--- START OF DATA SECTION ---
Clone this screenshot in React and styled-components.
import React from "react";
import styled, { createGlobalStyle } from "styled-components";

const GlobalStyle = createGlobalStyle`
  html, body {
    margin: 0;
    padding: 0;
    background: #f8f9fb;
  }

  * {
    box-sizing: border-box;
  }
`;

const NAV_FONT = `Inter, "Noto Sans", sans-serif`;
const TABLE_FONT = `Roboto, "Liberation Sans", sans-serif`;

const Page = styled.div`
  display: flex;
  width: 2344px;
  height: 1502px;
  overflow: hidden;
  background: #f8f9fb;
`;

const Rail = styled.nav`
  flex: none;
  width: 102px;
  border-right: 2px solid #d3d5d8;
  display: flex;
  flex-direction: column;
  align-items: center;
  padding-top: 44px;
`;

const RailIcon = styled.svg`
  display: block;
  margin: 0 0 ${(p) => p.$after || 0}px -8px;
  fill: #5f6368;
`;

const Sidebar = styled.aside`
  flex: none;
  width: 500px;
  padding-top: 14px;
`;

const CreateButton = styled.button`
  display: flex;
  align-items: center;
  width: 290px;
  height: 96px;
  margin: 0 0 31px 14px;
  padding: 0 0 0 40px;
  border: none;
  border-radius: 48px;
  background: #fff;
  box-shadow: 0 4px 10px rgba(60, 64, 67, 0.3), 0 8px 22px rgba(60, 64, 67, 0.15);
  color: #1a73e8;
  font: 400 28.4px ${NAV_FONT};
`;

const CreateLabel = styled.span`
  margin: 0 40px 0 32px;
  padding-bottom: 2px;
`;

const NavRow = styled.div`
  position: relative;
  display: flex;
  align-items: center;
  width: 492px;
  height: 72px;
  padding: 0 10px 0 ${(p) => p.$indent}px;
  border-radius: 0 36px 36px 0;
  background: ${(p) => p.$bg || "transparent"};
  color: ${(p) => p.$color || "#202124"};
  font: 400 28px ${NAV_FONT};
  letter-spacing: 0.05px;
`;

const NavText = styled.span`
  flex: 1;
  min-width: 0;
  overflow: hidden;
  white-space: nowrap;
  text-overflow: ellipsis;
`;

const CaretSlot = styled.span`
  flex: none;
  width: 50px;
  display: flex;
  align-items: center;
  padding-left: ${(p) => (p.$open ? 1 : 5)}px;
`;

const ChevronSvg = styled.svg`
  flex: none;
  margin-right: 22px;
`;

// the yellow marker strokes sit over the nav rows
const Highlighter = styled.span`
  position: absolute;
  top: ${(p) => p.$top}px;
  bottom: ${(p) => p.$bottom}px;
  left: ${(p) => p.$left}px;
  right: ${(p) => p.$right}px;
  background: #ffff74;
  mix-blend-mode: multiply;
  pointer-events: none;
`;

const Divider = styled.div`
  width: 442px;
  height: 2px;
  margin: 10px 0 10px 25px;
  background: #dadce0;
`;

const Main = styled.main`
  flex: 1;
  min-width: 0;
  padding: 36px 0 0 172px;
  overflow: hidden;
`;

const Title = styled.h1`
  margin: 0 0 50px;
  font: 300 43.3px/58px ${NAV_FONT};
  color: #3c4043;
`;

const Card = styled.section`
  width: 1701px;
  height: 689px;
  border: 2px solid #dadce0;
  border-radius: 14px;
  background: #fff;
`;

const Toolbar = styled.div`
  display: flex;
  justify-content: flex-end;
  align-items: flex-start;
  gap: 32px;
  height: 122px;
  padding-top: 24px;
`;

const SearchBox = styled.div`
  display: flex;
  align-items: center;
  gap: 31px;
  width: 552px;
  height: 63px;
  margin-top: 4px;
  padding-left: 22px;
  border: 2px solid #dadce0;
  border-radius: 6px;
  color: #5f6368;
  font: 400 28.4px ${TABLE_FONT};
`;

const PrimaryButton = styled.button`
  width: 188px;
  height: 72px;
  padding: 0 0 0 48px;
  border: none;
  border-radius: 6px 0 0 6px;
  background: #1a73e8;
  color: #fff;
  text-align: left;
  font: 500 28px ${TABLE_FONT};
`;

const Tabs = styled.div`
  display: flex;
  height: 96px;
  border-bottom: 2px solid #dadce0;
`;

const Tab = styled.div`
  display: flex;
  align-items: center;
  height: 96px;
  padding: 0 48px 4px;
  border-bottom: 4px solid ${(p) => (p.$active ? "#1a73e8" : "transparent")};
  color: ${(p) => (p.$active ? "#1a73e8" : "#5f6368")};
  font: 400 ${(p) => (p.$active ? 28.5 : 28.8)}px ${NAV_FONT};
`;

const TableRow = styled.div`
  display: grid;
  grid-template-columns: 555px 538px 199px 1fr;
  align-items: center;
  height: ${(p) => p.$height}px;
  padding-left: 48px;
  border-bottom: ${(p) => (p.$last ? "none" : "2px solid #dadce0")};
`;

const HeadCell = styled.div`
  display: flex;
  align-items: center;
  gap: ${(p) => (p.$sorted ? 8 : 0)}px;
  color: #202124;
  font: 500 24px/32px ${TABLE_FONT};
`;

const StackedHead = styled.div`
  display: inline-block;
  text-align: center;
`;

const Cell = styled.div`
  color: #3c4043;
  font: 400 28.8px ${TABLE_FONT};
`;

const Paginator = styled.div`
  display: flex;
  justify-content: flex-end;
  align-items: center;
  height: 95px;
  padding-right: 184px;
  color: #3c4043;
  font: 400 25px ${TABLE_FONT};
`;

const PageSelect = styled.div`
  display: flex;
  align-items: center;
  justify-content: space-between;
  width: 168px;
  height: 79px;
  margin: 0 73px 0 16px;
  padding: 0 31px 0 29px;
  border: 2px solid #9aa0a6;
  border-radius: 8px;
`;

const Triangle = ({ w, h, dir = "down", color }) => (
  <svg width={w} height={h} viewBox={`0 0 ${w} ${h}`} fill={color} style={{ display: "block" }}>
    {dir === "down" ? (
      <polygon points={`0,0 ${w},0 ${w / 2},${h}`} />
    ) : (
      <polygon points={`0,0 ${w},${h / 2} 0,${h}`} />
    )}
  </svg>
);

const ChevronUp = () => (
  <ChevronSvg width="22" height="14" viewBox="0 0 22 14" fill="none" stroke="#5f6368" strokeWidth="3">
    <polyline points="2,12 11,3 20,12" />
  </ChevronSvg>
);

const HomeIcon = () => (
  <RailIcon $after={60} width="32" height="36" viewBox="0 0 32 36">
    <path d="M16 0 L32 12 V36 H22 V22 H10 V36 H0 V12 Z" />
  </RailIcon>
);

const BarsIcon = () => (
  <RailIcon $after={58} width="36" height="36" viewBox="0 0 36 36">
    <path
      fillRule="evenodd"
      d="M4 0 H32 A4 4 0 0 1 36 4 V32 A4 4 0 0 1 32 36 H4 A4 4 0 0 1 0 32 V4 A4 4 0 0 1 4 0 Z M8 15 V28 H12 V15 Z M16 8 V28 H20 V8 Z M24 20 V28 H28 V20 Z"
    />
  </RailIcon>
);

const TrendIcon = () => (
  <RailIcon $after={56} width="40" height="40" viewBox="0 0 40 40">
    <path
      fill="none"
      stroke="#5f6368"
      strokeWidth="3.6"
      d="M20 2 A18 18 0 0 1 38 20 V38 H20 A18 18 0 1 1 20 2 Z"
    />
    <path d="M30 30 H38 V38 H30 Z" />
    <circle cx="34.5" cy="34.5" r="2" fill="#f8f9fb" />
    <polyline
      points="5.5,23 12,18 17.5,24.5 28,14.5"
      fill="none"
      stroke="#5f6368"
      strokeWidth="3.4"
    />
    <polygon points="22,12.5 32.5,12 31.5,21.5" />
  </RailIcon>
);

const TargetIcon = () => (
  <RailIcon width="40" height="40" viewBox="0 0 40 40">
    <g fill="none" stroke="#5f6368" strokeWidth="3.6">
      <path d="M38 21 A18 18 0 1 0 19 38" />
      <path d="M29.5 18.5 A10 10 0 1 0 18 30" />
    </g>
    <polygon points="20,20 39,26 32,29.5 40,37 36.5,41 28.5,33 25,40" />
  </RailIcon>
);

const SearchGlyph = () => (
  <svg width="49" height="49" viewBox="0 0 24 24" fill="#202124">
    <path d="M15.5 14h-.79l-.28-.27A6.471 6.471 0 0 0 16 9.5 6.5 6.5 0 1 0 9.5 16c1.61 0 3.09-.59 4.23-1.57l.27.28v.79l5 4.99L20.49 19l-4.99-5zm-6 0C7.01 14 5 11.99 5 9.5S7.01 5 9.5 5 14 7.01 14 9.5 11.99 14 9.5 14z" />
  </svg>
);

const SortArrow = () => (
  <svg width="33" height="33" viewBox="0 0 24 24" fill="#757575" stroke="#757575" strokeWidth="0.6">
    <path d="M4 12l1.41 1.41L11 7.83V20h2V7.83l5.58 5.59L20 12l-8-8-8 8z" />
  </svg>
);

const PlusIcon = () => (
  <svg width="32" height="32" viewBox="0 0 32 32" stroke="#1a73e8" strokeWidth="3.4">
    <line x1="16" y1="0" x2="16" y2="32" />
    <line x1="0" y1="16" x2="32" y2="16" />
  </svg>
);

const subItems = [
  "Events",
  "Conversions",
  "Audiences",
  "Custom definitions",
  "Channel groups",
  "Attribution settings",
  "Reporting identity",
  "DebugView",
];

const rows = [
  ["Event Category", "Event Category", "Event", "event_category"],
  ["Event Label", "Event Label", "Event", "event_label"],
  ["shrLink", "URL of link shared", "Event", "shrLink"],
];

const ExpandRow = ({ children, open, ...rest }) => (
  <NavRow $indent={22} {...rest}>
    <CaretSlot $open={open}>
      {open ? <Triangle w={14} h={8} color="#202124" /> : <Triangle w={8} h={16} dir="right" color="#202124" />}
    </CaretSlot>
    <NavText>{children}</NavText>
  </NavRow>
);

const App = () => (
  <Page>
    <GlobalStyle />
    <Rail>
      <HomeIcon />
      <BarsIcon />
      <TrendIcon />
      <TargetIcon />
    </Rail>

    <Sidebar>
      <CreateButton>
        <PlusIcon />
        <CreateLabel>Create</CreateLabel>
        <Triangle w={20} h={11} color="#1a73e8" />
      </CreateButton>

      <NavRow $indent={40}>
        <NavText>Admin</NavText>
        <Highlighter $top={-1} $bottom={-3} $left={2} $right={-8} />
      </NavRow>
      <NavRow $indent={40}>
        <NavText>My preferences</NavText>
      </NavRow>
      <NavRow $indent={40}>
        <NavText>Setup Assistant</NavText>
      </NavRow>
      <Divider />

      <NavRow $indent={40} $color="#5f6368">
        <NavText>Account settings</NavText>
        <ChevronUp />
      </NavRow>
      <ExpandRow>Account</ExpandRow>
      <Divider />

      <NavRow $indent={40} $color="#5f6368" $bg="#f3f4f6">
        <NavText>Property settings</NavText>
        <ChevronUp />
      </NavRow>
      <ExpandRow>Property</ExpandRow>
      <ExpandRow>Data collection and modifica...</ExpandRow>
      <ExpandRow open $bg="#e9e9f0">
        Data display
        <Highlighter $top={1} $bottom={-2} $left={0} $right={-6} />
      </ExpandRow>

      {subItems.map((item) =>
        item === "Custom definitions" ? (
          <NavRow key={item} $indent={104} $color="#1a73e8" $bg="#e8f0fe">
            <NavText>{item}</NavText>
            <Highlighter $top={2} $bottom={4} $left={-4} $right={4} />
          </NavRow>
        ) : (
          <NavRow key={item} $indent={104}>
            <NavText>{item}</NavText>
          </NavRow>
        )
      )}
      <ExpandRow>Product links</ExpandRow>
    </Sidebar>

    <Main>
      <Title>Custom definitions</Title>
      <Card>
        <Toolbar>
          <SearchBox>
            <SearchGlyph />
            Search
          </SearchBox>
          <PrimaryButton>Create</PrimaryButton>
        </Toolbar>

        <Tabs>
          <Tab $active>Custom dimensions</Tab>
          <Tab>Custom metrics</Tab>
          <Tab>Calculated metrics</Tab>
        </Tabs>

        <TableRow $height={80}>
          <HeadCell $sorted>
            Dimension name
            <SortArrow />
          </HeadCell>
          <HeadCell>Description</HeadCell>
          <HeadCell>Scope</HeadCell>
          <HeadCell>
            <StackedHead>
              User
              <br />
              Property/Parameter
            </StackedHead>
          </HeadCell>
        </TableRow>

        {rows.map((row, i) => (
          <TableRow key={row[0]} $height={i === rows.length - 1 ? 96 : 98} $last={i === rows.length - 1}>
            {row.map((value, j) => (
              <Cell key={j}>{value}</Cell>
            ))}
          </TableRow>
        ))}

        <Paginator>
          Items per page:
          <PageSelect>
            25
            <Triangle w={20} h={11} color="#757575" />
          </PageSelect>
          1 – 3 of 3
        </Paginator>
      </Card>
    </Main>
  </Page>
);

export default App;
--- END OF DATA SECTION ---
* WORK TO DO *
Find each line with the string "components" and copy it out.

* FINAL ANSWER *
Clone this screenshot in React and styled-components.
import styled, { createGlobalStyle } from "styled-components";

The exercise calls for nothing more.